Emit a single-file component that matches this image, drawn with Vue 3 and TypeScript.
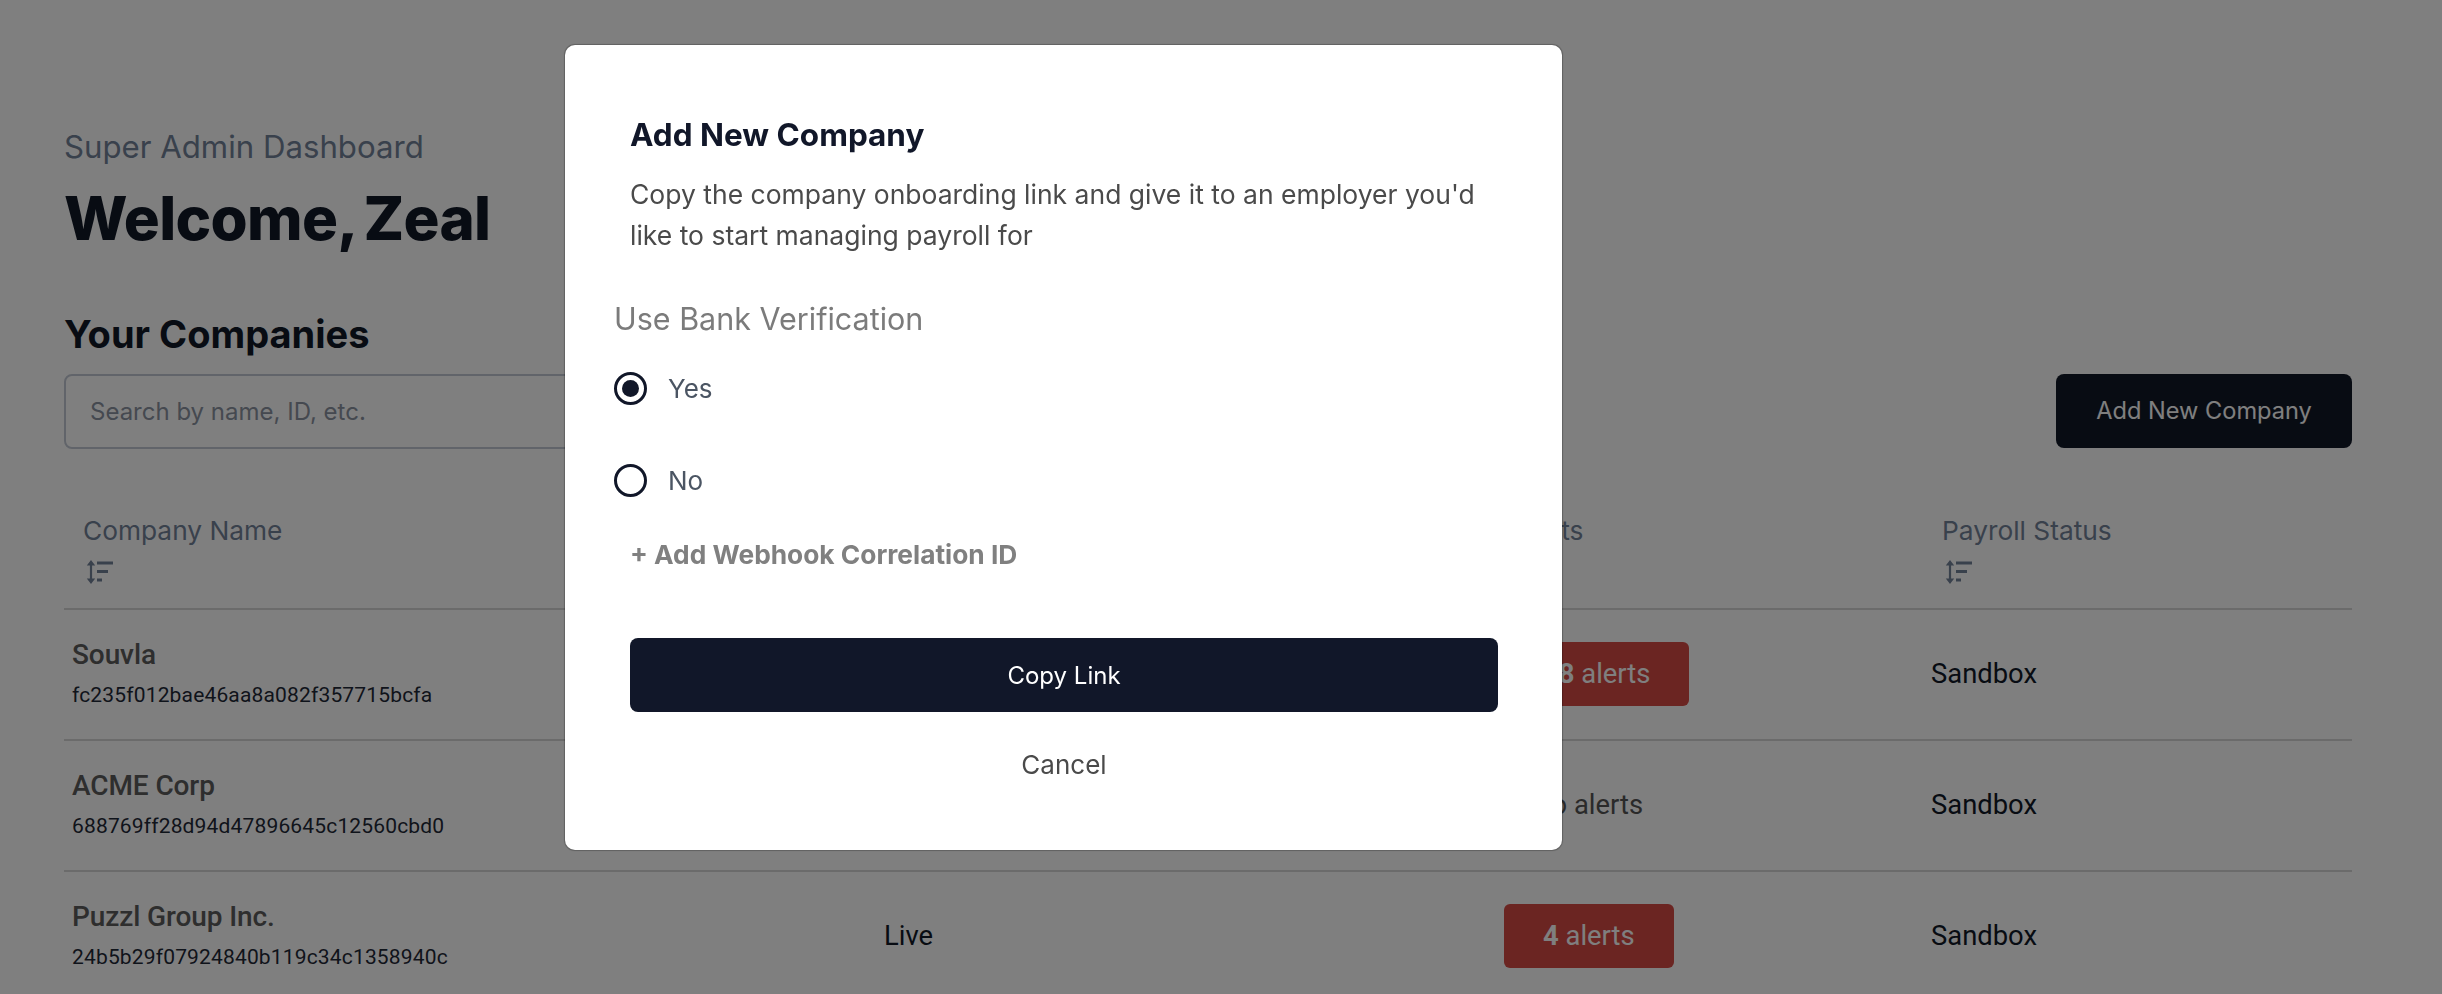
<script setup lang="ts">
interface Company {
  name: string
  id: string
  status: string
  count: string
  label: string
  danger: boolean
  payroll: string
}

const headers: string[] = ['Company Name', 'Status', 'Alerts', 'Payroll Status']

const companies: Company[] = [
  { name: 'Souvla', id: 'fc235f012bae46aa8a082f357715bcfa', status: 'Live', count: '18', label: 'alerts', danger: true, payroll: 'Sandbox' },
  { name: 'ACME Corp', id: '688769ff28d94d47896645c12560cbd0', status: 'Live', count: 'No', label: 'alerts', danger: false, payroll: 'Sandbox' },
  { name: 'Puzzl Group Inc.', id: '24b5b29f07924840b119c34c1358940c', status: 'Live', count: '4', label: 'alerts', danger: true, payroll: 'Sandbox' },
]
</script>

<template>
  <div class="page">
    <p class="eyebrow">Super Admin Dashboard</p>
    <h1 class="welcome">Welcome, Zeal</h1>
    <h2 class="section">Your Companies</h2>
    <div class="toolbar">
      <input class="search" type="text" placeholder="Search by name, ID, etc." />
      <button class="add" type="button">Add New Company</button>
    </div>
    <div class="table">
      <div class="row head">
        <div v-for="h in headers" :key="h" class="hcell">
          <span>{{ h }}</span>
          <svg class="sort" viewBox="0 0 28 24" width="28" height="24" fill="none" aria-hidden="true">
            <path d="M5 3v18" stroke="#738299" stroke-width="2.2" />
            <path d="M5 0 9.2 5.5H0.8ZM5 24 0.8 18.5H9.2Z" fill="#738299" />
            <path d="M11 3h16M11 11.5h11M11 20h5" stroke="#738299" stroke-width="3" />
          </svg>
        </div>
      </div>
      <div v-for="c in companies" :key="c.id" class="row body">
        <div class="cell first">
          <div class="name">{{ c.name }}</div>
          <div class="cid">{{ c.id }}</div>
        </div>
        <div class="cell">{{ c.status }}</div>
        <div class="cell">
          <span :class="c.danger ? 'badge' : 'plain'"><b v-if="c.danger">{{ c.count }}</b><template v-else>{{ c.count }}</template> {{ c.label }}</span>
        </div>
        <div class="cell">{{ c.payroll }}</div>
      </div>
    </div>
  </div>

  <div class="overlay">
    <div class="modal">
      <h3 class="m-title">Add New Company</h3>
      <p class="m-text">Copy the company onboarding link and give it to an employer you'd like to start managing payroll for</p>
      <div class="m-label">Use Bank Verification</div>
      <label class="radio yes">
        <span class="circle on"></span>
        <span>Yes</span>
      </label>
      <label class="radio no">
        <span class="circle"></span>
        <span>No</span>
      </label>
      <div class="webhook">+ Add Webhook Correlation ID</div>
      <button class="copy" type="button">Copy Link</button>
      <button class="cancel" type="button">Cancel</button>
    </div>
  </div>
</template>

<style>
html, body { margin: 0; height: 100%; overflow: hidden; background: #fff; }
</style>

<style scoped>
.page {
  box-sizing: border-box;
  height: 994px;
  overflow: hidden;
  padding: 127px 90px 0 64px;
  font-family: Inter, "Noto Sans", sans-serif;
  color: #111827;
  background: #fff;
}
.eyebrow { margin: 0; font-size: 31.2px; line-height: 40px; color: #738299; }
.welcome { margin: 16px 0 0; font-size: 60px; line-height: 70px; font-weight: 800; letter-spacing: -0.7px; word-spacing: -4px; color: #111827; }
.section { width: fit-content; margin: 59px 0 0; font-size: 38px; line-height: 44px; font-weight: 700; color: #111827; }
.toolbar { display: flex; justify-content: space-between; align-items: flex-start; margin-top: 18px; }
.search {
  box-sizing: border-box;
  width: 1200px;
  height: 75px;
  padding: 0 24px;
  border: 2px solid #c3c9d4;
  border-radius: 8px;
  font: 24px Inter, sans-serif;
  background: #fff;
}
.search::placeholder { color: #8b93a1; opacity: 1; }
.add {
  width: 296px;
  height: 74px;
  padding: 0 0 2px;
  border: 0;
  border-radius: 8px;
  background: #111827;
  color: #fff;
  font: 23.6px Inter, sans-serif;
}
.table { margin-top: 66px; }
.row { display: grid; grid-template-columns: 812px 620px 427px 429px; border-bottom: 2px solid #d7d7d7; }
.head { height: 95px; box-sizing: border-box; }
.hcell { display: flex; flex-direction: column; align-items: flex-start; padding: 0 0 0 19px; font-size: 26.3px; line-height: 32px; color: #738299; gap: 13px; }
.hcell:nth-child(3) { padding-left: 15px; }
.sort { margin-left: 3px; }
.body { height: 131px; box-sizing: border-box; align-items: center; font-size: 27.4px; color: #111827; padding-bottom: 2px; }
.cell { padding-left: 8px; font-family: Roboto, sans-serif; }
.first { align-self: start; padding-top: 27px; }
.name { font-size: 28px; line-height: 36px; font-weight: 500; letter-spacing: -0.1px; color: #5c5c5c; }
.cid { margin-top: 9px; font-size: 21px; line-height: 26px; letter-spacing: 0.16px; color: #1f2937; }
.badge { display: inline-block; padding: 0 39px; height: 64px; line-height: 64px; border-radius: 6px; background: #d64a44; color: #fff; }
.plain { display: inline-block; padding-left: 28px; color: #555; }

.overlay {
  position: fixed;
  inset: 0;
  background: rgba(0, 0, 0, 0.5);
  padding: 45px 0 0 565px;
  font-family: Inter, sans-serif;
}
.modal {
  box-sizing: border-box;
  width: 997px;
  height: 805px;
  padding: 67px 64px 0 65px;
  background: #fff;
  border-radius: 10px;
  box-shadow: 0 0 1px 1px rgba(0, 0, 0, 0.25);
  display: flex;
  flex-direction: column;
  align-items: flex-start;
}
.m-title { margin: 0; font-size: 31.5px; line-height: 46px; font-weight: 700; color: #111729; }
.m-text { margin: 16px 0 0; font-size: 26.5px; line-height: 40.5px; color: #4a4a4a; }
.m-label { margin: 42px 0 0 -16px; font-size: 30.5px; line-height: 44px; color: #7b7b7b; }
.radio { display: flex; align-items: center; gap: 21px; margin-left: -16px; font-size: 26px; line-height: 33px; color: #4b5563; }
.yes { margin-top: 31px; }
.no { margin-top: 59px; }
.circle { box-sizing: border-box; width: 33px; height: 33px; border: 3.5px solid #111729; border-radius: 50%; display: flex; align-items: center; justify-content: center; }
.circle.on::after { content: ""; width: 17px; height: 17px; border-radius: 50%; background: #111729; }
.webhook { margin-top: 42px; font-size: 26.3px; line-height: 32px; font-weight: 700; color: #808080; }
.copy { margin-top: 67px; width: 868px; height: 74px; border: 0; border-radius: 8px; background: #111729; color: #fff; font: 24px Inter, sans-serif; }
.cancel { margin-top: 25px; width: 868px; height: 54px; border: 0; background: transparent; color: #4a4a4a; font: 26px Inter, sans-serif; }
</style>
========================================================================
◆ **WHAT IS EXPECTED**
Restate the full listing verbatim and drop every picture.

◆ **RESULT OF THE EXERCISE**
Emit a single-file component that matches this image, drawn with Vue 3 and TypeScript.
<script setup lang="ts">
interface Company {
  name: string
  id: string
  status: string
  count: string
  label: string
  danger: boolean
  payroll: string
}

const headers: string[] = ['Company Name', 'Status', 'Alerts', 'Payroll Status']

const companies: Company[] = [
  { name: 'Souvla', id: 'fc235f012bae46aa8a082f357715bcfa', status: 'Live', count: '18', label: 'alerts', danger: true, payroll: 'Sandbox' },
  { name: 'ACME Corp', id: '688769ff28d94d47896645c12560cbd0', status: 'Live', count: 'No', label: 'alerts', danger: false, payroll: 'Sandbox' },
  { name: 'Puzzl Group Inc.', id: '24b5b29f07924840b119c34c1358940c', status: 'Live', count: '4', label: 'alerts', danger: true, payroll: 'Sandbox' },
]
</script>

<template>
  <div class="page">
    <p class="eyebrow">Super Admin Dashboard</p>
    <h1 class="welcome">Welcome, Zeal</h1>
    <h2 class="section">Your Companies</h2>
    <div class="toolbar">
      <input class="search" type="text" placeholder="Search by name, ID, etc." />
      <button class="add" type="button">Add New Company</button>
    </div>
    <div class="table">
      <div class="row head">
        <div v-for="h in headers" :key="h" class="hcell">
          <span>{{ h }}</span>
          <svg class="sort" viewBox="0 0 28 24" width="28" height="24" fill="none" aria-hidden="true">
            <path d="M5 3v18" stroke="#738299" stroke-width="2.2" />
            <path d="M5 0 9.2 5.5H0.8ZM5 24 0.8 18.5H9.2Z" fill="#738299" />
            <path d="M11 3h16M11 11.5h11M11 20h5" stroke="#738299" stroke-width="3" />
          </svg>
        </div>
      </div>
      <div v-for="c in companies" :key="c.id" class="row body">
        <div class="cell first">
          <div class="name">{{ c.name }}</div>
          <div class="cid">{{ c.id }}</div>
        </div>
        <div class="cell">{{ c.status }}</div>
        <div class="cell">
          <span :class="c.danger ? 'badge' : 'plain'"><b v-if="c.danger">{{ c.count }}</b><template v-else>{{ c.count }}</template> {{ c.label }}</span>
        </div>
        <div class="cell">{{ c.payroll }}</div>
      </div>
    </div>
  </div>

  <div class="overlay">
    <div class="modal">
      <h3 class="m-title">Add New Company</h3>
      <p class="m-text">Copy the company onboarding link and give it to an employer you'd like to start managing payroll for</p>
      <div class="m-label">Use Bank Verification</div>
      <label class="radio yes">
        <span class="circle on"></span>
        <span>Yes</span>
      </label>
      <label class="radio no">
        <span class="circle"></span>
        <span>No</span>
      </label>
      <div class="webhook">+ Add Webhook Correlation ID</div>
      <button class="copy" type="button">Copy Link</button>
      <button class="cancel" type="button">Cancel</button>
    </div>
  </div>
</template>

<style>
html, body { margin: 0; height: 100%; overflow: hidden; background: #fff; }
</style>

<style scoped>
.page {
  box-sizing: border-box;
  height: 994px;
  overflow: hidden;
  padding: 127px 90px 0 64px;
  font-family: Inter, "Noto Sans", sans-serif;
  color: #111827;
  background: #fff;
}
.eyebrow { margin: 0; font-size: 31.2px; line-height: 40px; color: #738299; }
.welcome { margin: 16px 0 0; font-size: 60px; line-height: 70px; font-weight: 800; letter-spacing: -0.7px; word-spacing: -4px; color: #111827; }
.section { width: fit-content; margin: 59px 0 0; font-size: 38px; line-height: 44px; font-weight: 700; color: #111827; }
.toolbar { display: flex; justify-content: space-between; align-items: flex-start; margin-top: 18px; }
.search {
  box-sizing: border-box;
  width: 1200px;
  height: 75px;
  padding: 0 24px;
  border: 2px solid #c3c9d4;
  border-radius: 8px;
  font: 24px Inter, sans-serif;
  background: #fff;
}
.search::placeholder { color: #8b93a1; opacity: 1; }
.add {
  width: 296px;
  height: 74px;
  padding: 0 0 2px;
  border: 0;
  border-radius: 8px;
  background: #111827;
  color: #fff;
  font: 23.6px Inter, sans-serif;
}
.table { margin-top: 66px; }
.row { display: grid; grid-template-columns: 812px 620px 427px 429px; border-bottom: 2px solid #d7d7d7; }
.head { height: 95px; box-sizing: border-box; }
.hcell { display: flex; flex-direction: column; align-items: flex-start; padding: 0 0 0 19px; font-size: 26.3px; line-height: 32px; color: #738299; gap: 13px; }
.hcell:nth-child(3) { padding-left: 15px; }
.sort { margin-left: 3px; }
.body { height: 131px; box-sizing: border-box; align-items: center; font-size: 27.4px; color: #111827; padding-bottom: 2px; }
.cell { padding-left: 8px; font-family: Roboto, sans-serif; }
.first { align-self: start; padding-top: 27px; }
.name { font-size: 28px; line-height: 36px; font-weight: 500; letter-spacing: -0.1px; color: #5c5c5c; }
.cid { margin-top: 9px; font-size: 21px; line-height: 26px; letter-spacing: 0.16px; color: #1f2937; }
.badge { display: inline-block; padding: 0 39px; height: 64px; line-height: 64px; border-radius: 6px; background: #d64a44; color: #fff; }
.plain { display: inline-block; padding-left: 28px; color: #555; }

.overlay {
  position: fixed;
  inset: 0;
  background: rgba(0, 0, 0, 0.5);
  padding: 45px 0 0 565px;
  font-family: Inter, sans-serif;
}
.modal {
  box-sizing: border-box;
  width: 997px;
  height: 805px;
  padding: 67px 64px 0 65px;
  background: #fff;
  border-radius: 10px;
  box-shadow: 0 0 1px 1px rgba(0, 0, 0, 0.25);
  display: flex;
  flex-direction: column;
  align-items: flex-start;
}
.m-title { margin: 0; font-size: 31.5px; line-height: 46px; font-weight: 700; color: #111729; }
.m-text { margin: 16px 0 0; font-size: 26.5px; line-height: 40.5px; color: #4a4a4a; }
.m-label { margin: 42px 0 0 -16px; font-size: 30.5px; line-height: 44px; color: #7b7b7b; }
.radio { display: flex; align-items: center; gap: 21px; margin-left: -16px; font-size: 26px; line-height: 33px; color: #4b5563; }
.yes { margin-top: 31px; }
.no { margin-top: 59px; }
.circle { box-sizing: border-box; width: 33px; height: 33px; border: 3.5px solid #111729; border-radius: 50%; display: flex; align-items: center; justify-content: center; }
.circle.on::after { content: ""; width: 17px; height: 17px; border-radius: 50%; background: #111729; }
.webhook { margin-top: 42px; font-size: 26.3px; line-height: 32px; font-weight: 700; color: #808080; }
.copy { margin-top: 67px; width: 868px; height: 74px; border: 0; border-radius: 8px; background: #111729; color: #fff; font: 24px Inter, sans-serif; }
.cancel { margin-top: 25px; width: 868px; height: 54px; border: 0; background: transparent; color: #4a4a4a; font: 26px Inter, sans-serif; }
</style>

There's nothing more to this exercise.